Illustration of the relationship between $∙$ , $⊛$ , and $⋆$ , as established in Lemma 26.

10. OCF Versions of Elementary Revision Operators

After outlining approaches for the definition of OCF-revision operators from TPO-revision operators in Section 9, we are now going to provide practical examples based on the three well-known elementary revision operators.

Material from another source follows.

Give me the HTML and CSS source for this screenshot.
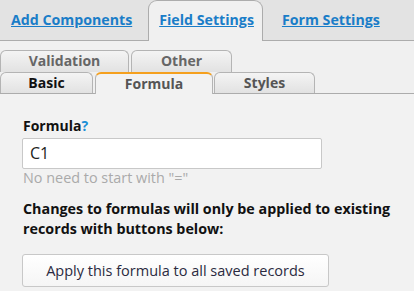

10.1. Elementary Revision Operators for TPOs

The term elementary revision operators (Chandler & Booth, 2020, 2023) stands for a group of three basic operators for iterated belief revision of epistemic states $Ψ$ , which are equipped with TPOs $⪯_{Ψ}$ , with a single proposition $A$ : Natural revision $∙_{n}$ (Boutilier, 1993), lexicographic revision $∙_{ℓ}$ (Nayak et al., 2003), and restrained revision $∙_{r}$ (Booth & Meyer, 2006). We will use their characterization from Chandler and Booth (2020) by the following properties.

(NR)
$ω ⪯_{Ψ ∙_{n} A} ω^{'}$ iff (1) $ω \in min (Mod (A), ⪯_{Ψ})$ , or (2) $ω, ω^{'} \notin min (Mod (A), ⪯_{Ψ})$ and $ω ⪯_{Ψ} ω^{'}$ .
(LR)
$ω ⪯_{Ψ ∙_{ℓ} A} ω^{'}$ iff (1) $ω ⊨ A$ and $ω^{'} ⊭ A$ , or (2) ( $ω ⊨ A$ iff $ω^{'} ⊨ A$ ) and $ω ⪯_{Ψ} ω^{'}$ .
(RR)
$ω ⪯_{Ψ ∙_{r} A} ω^{'}$ iff (1) $ω \in min (Mod (A), ⪯_{Ψ})$ , or (2) $ω, ω^{'} \notin min (Mod (A), ⪯_{Ψ})$ and either (a) $ω ≺_{Ψ} ω^{'}$ or (b) $ω \approx_{Ψ} ω^{'}$ and ( $ω ⊨ A$ or $ω^{'} ⊭ A$ ).

Figure 5 illustrates the behavior of the elementary revision operators. Roughly, natural revision ensures that only the minimal models of $A$ are in the bottom layer while everything else is left unchanged. Lexicographic revision preserves the respective preordering among the models of $A$ and the models of $\bar{A}$ but shifts all models of $\bar{A}$ above the models of $A$ . Restrained revision also ensures that only the minimal models of $A$ are in the bottom layer and preserves the respective preordering among the models of $A$ and the models of $\bar{A}$ . Moreover, strict relations $ω ≺ ω^{'}$ are preserved in any case. However, if models of $A$ and models of $\bar{A}$ are at the same level in the prior $⪯$ , then models of $A$ are strictly preferred to models of $\bar{A}$ in the posterior TPO $⪯ ∙_{r} A$ .

Figure 5.
Illustration of the result of revising a TPO $⪯$ using the elementary TPO-revision operators. Lower Worlds are more plausible. Dashed arrows indicate how the orderings are changed by the revision operators. (a) Natural revision, (b) lexicographic revision and (c) restrained revision.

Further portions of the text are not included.